Focus Your Executive Profile on Why You Can Step Up to the Next Level

This is usually missed opportunity by most when it comes to proper resume targeting. This is because most job seekers don’t treat it as seriously as they should. Forget all the self-congratulatory fluff that doesn’t really say anything substantive. This is where you can communicate why you are ready for the next move. But fluff-n-fold content won’t get it. You want targeted resume content here that paints a picture of “why you and not them”. Be sure to gauge the qualities the employer values the most. Does the position seek a quality leader? Perhaps a task master? How about a master networking specialist or relationship builder. Seek to understand what the employer values most, and give it to them!
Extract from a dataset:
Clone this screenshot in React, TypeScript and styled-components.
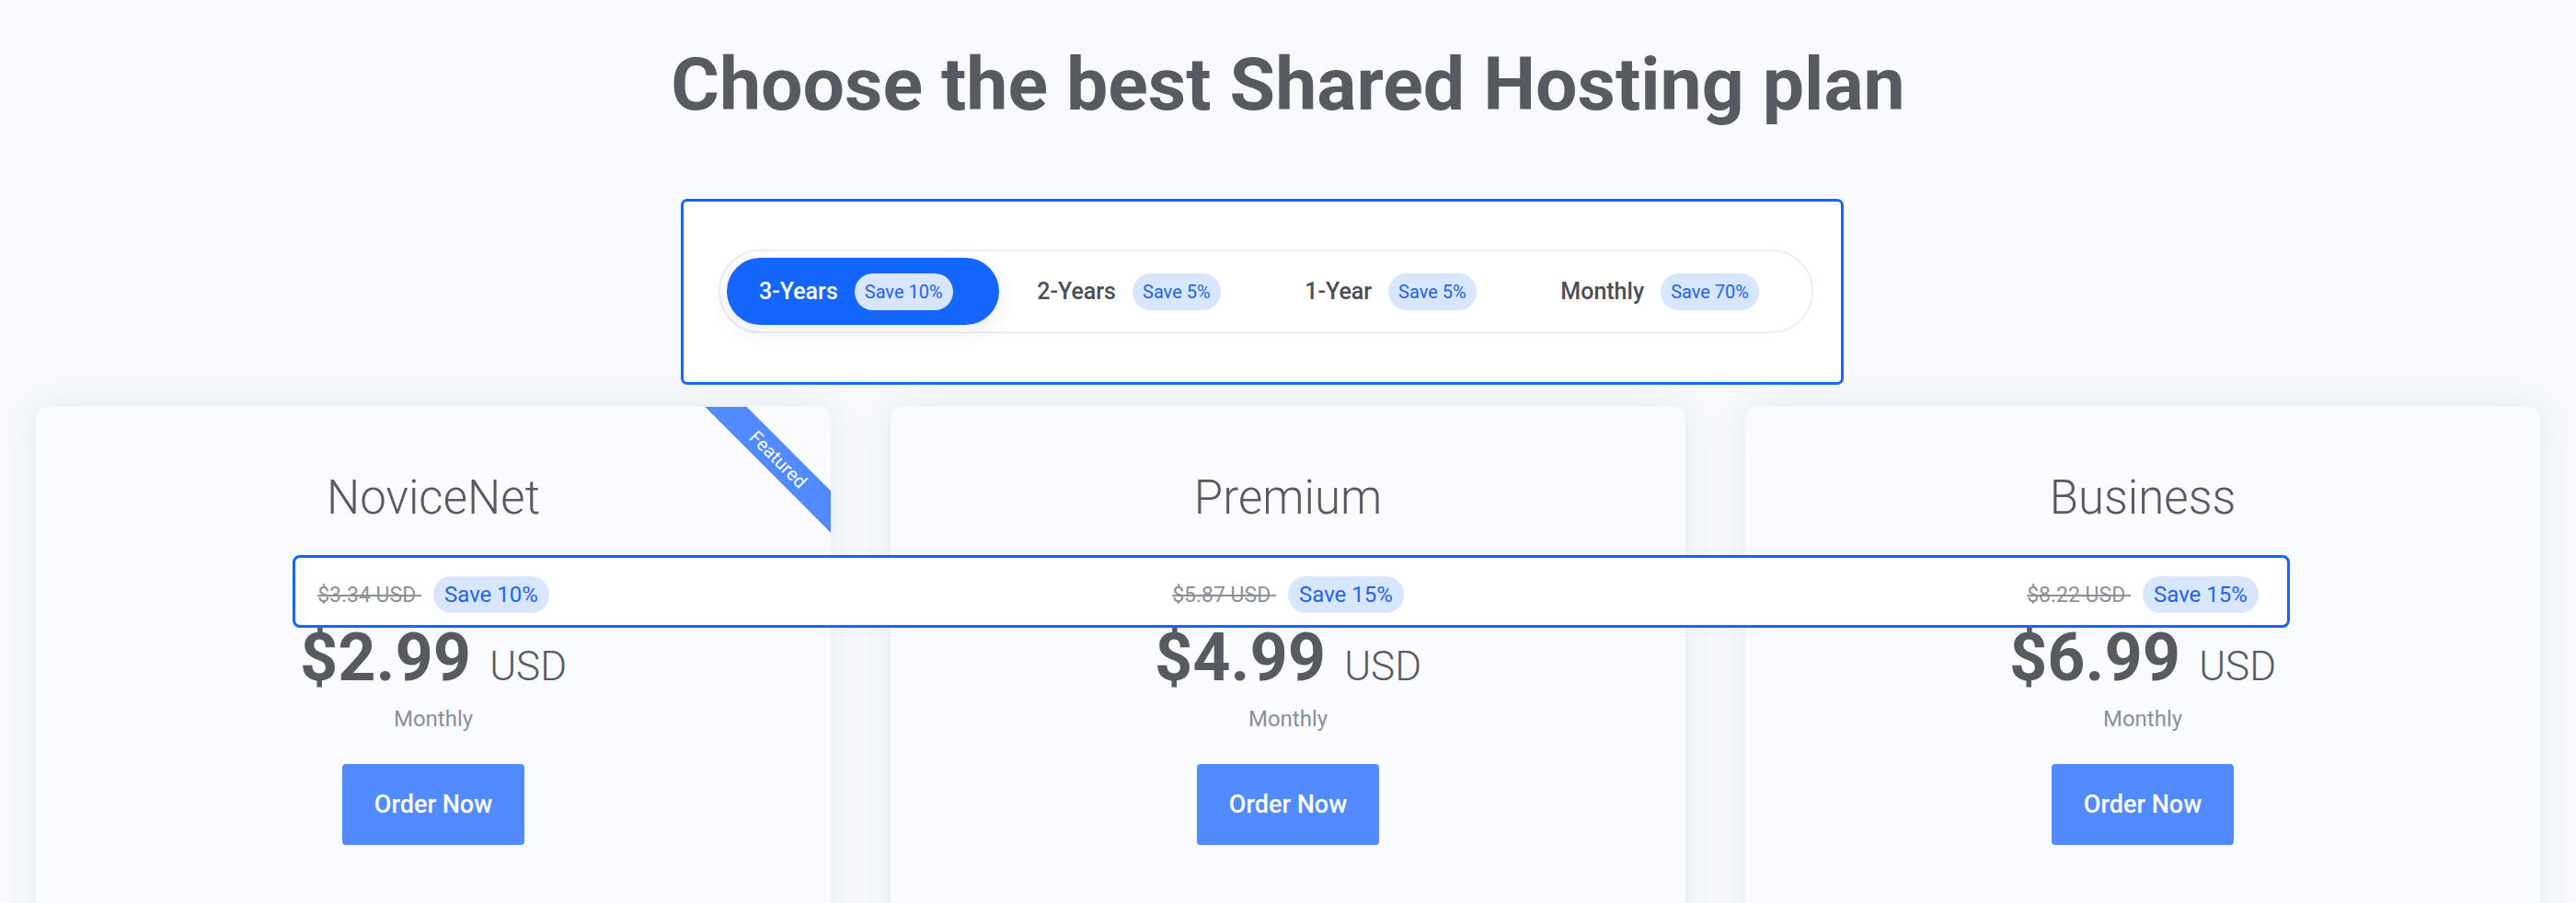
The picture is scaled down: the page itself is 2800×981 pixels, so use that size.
import React from "react";
import styled, { createGlobalStyle } from "styled-components";

const GlobalStyle = createGlobalStyle`
  html, body {
    margin: 0;
    padding: 0;
    height: 981px;
    overflow: hidden;
    background: #f7f9fd;
    font-family: Roboto, "Noto Sans", "Liberation Sans", sans-serif;
  }
  * { box-sizing: border-box; }
`;

const Page = styled.main`
  display: flex;
  flex-direction: column;
  padding-top: 52px;
`;

const Title = styled.h1`
  margin: 0;
  text-align: center;
  font-size: 80.6px;
  line-height: 80px;
  font-weight: 700;
  color: #575a61;
`;

const SwitchRow = styled.div`
  display: flex;
  justify-content: center;
  padding-right: 56px;
  margin-top: 84px;
`;

const SwitchPanel = styled.div`
  width: 1264px;
  height: 202px;
  background: #ffffff;
  border: 3px solid #1664ff;
  border-radius: 7px;
  padding: 52px 30px 0 38px;
`;

const TabList = styled.div`
  display: flex;
  justify-content: space-between;
  height: 91px;
  padding: 7px;
  border: 2px solid #eceef3;
  border-radius: 999px;
  background: #ffffff;
`;

const Tab = styled.button<{ $active?: boolean }>`
  display: flex;
  align-items: center;
  gap: 18px;
  height: 73px;
  padding: 0 50px 0 35px;
  border: none;
  border-radius: 999px;
  font-family: inherit;
  font-size: 25px;
  font-weight: 500;
  cursor: pointer;
  background: ${(p) => (p.$active ? "#1565ff" : "transparent")};
  color: ${(p) => (p.$active ? "#ffffff" : "#4b4e56")};
  box-shadow: ${(p) => (p.$active ? "0 6px 22px rgba(40, 60, 110, 0.10)" : "none")};
`;

const Badge = styled.span<{ $size?: "sm" | "md" }>`
  display: inline-flex;
  align-items: center;
  height: 40px;
  padding: 0 ${(p) => (p.$size === "md" ? "12px" : "11px")};
  border-radius: 20px;
  background: #d7e5fd;
  color: #1f63f0;
  font-size: ${(p) => (p.$size === "md" ? "24px" : "20px")};
  font-weight: 400;
  white-space: nowrap;
`;

const CardGrid = styled.section`
  position: relative;
  display: grid;
  grid-template-columns: repeat(3, 864px);
  gap: 65px;
  padding: 0 39px;
  margin-top: 24px;
`;

const Card = styled.article`
  position: relative;
  display: flex;
  flex-direction: column;
  align-items: center;
  height: 640px;
  padding-top: 74px;
  background: #f9fbff;
  border-radius: 14px;
  box-shadow: 0 0 34px rgba(205, 214, 232, 0.45);
`;

const PlanName = styled.h2`
  margin: 0;
  font-size: 51px;
  line-height: 50px;
  font-weight: 300;
  color: #575a61;
`;

const OldRow = styled.div`
  position: relative;
  z-index: 2;
  display: flex;
  align-items: center;
  gap: 13px;
  margin-top: 60px;
  height: 40px;
`;

const OldPrice = styled.s`
  font-size: 23px;
  color: #8d9097;
  text-decoration-thickness: 2px;
`;

const PriceRow = styled.div`
  display: flex;
  align-items: baseline;
  gap: 20px;
  margin-top: 13px;
  line-height: 72px;
  color: #575a61;
`;

const Amount = styled.span`
  font-size: 72px;
  font-weight: 700;
`;

const Currency = styled.span`
  font-size: 44px;
  font-weight: 300;
`;

const Period = styled.div`
  margin-top: 9px;
  font-size: 24px;
  line-height: 24px;
  color: #8c8f97;
`;

const OrderButton = styled.button`
  margin-top: 37px;
  width: 198px;
  height: 88px;
  border: none;
  border-radius: 4px;
  background: #528bff;
  color: #ffffff;
  font-family: inherit;
  font-size: 27px;
  font-weight: 500;
  cursor: pointer;
`;

const RibbonClip = styled.div`
  position: absolute;
  top: 0;
  right: 0;
  width: 140px;
  height: 140px;
  overflow: hidden;
  border-top-right-radius: 14px;
`;

const RibbonBand = styled.div`
  position: absolute;
  left: -27px;
  top: 41px;
  width: 220px;
  height: 32px;
  transform: rotate(45deg);
  background: #528bff;
  color: #ffffff;
  font-size: 20px;
  line-height: 32px;
  text-align: center;
`;

const Highlight = styled.div`
  position: absolute;
  z-index: 1;
  left: 318px;
  top: 161px;
  width: 2171px;
  height: 79px;
  border: 3px solid #1664ff;
  border-radius: 8px;
  background: #ffffff;
  pointer-events: none;
`;

const tabs = [
  { label: "3-Years", save: "Save 10%", active: true },
  { label: "2-Years", save: "Save 5%" },
  { label: "1-Year", save: "Save 5%" },
  { label: "Monthly", save: "Save 70%" },
];

const plans = [
  { name: "NoviceNet", old: "$3.34 USD", save: "Save 10%", price: "$2.99", featured: true },
  { name: "Premium", old: "$5.87 USD", save: "Save 15%", price: "$4.99" },
  { name: "Business", old: "$8.22 USD", save: "Save 15%", price: "$6.99" },
];

export default function App() {
  return (
    <>
      <GlobalStyle />
      <Page>
        <Title>Choose the best Shared Hosting plan</Title>
        <SwitchRow>
          <SwitchPanel>
            <TabList>
              {tabs.map((t) => (
                <Tab key={t.label} $active={t.active}>
                  {t.label}
                  <Badge $size="sm">{t.save}</Badge>
                </Tab>
              ))}
            </TabList>
          </SwitchPanel>
        </SwitchRow>
        <CardGrid>
          <Highlight />
          {plans.map((p) => (
            <Card key={p.name}>
              {p.featured && (
                <RibbonClip>
                  <RibbonBand>Featured</RibbonBand>
                </RibbonClip>
              )}
              <PlanName>{p.name}</PlanName>
              <OldRow>
                <OldPrice>{p.old}{"\u00a0"}</OldPrice>
                <Badge $size="md">{p.save}</Badge>
              </OldRow>
              <PriceRow>
                <Amount>{p.price}</Amount>
                <Currency>USD</Currency>
              </PriceRow>
              <Period>Monthly</Period>
              <OrderButton>Order Now</OrderButton>
            </Card>
          ))}
        </CardGrid>
      </Page>
    </>
  );
}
Shape Your Job Description Based on Established Hot Buttons

It may be true that you have worn many hats at the last job, but you can best believe that employer doesn’t care. There are certain experiences they will value over others. It is these duties and highlights on which you need to focus. Don’t overdo it when it comes to the day-to-day stuff. Keep it relevant and keep it compact. Where you differentiate yourself is with your highlights and contributions. After all, the employer wants to hire someone who makes a difference. But even when it comes to highlights, if you have a ton you can include, keep it to those that will justify your transition into the new role.

Use The Roadmap: Posted Job Description

While they all may may be written with extensive detail, employer job descriptions more or less tell you exactly where the resume’s focus should be. Think of it as getting into a car for a road trip. You have a better chance of getting to the destination if you know where you are going and the route. Most job descriptions will detail the position’s duties, followed by the employer’s qualifications requirements. This is a goldmine for guiding you on isolating the concepts for inclusion. It also does not hurt to research additional job descriptions similar to the position or positions to which you are applying. No one job description gives you every single qualification or duty expected. This is a good strategy for getting additional resume targeting content that is not included in the job posting of the targeted employer. 

Overall, proper resume targeting it is a bit of an art form. But when done properly, you can be sure that your resume will strike a chord with its recipient. They will have a better chance of seeing their ideal employee in you. And isn’t that the ultimate goal?